54. Mr. Weissbrod (Israel) said that the Syrian statement spoke for itself, and showed where that country really stood. Instead of supporting terrorism and regularly supplying weapons to Hamas, the Syrian Government should show the world it wanted peace. The burden of proof was on its shoulders.
55. Mr. Ja’afari (Syrian Arab Republic), speaking in exercise of the right of reply, said that Israel was responsible for committing acts of State terrorism in the Middle East. The Palestinian people and the Lebanese people could in no way be accused of terrorism for mounting a legitimate resistance to the Israeli occupation of their land. Of the scores of resolutions adopted on the question of Palestine, not a single one had ever expressed support for the Israeli occupation of the Arab territories. It was Israel that occupied Arab land, violated human rights, built illegal settlements, carried out attacks and rejected peace initiatives. There was no concealing the truth; it was Israel that was responsible for committing acts of State terrorism in the Middle East.
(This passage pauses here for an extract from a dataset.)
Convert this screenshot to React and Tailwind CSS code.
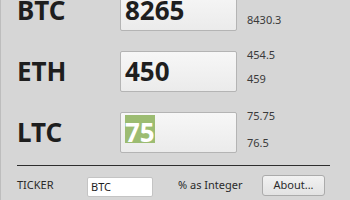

56. Mr. Ramadan (Lebanon), speaking in exercise of the right of reply, reminded Israel that Hizbullah was a member of Lebanon’s Unity Government and had begun as a popular response to Israeli occupation of his country. It was nothing but a resistance movement that had fought honourably to liberate most of the occupied land.
57. The results of the day’s vote were the best answer to Israel: the real international community, as opposed to the small group of protectors of Israel, was on the side of the rule of law and condemned it for its illegal practices everywhere, including in Lebanon. Such an entity, two of whose senior officials had been issued arrest warrants, should be careful when making accusations.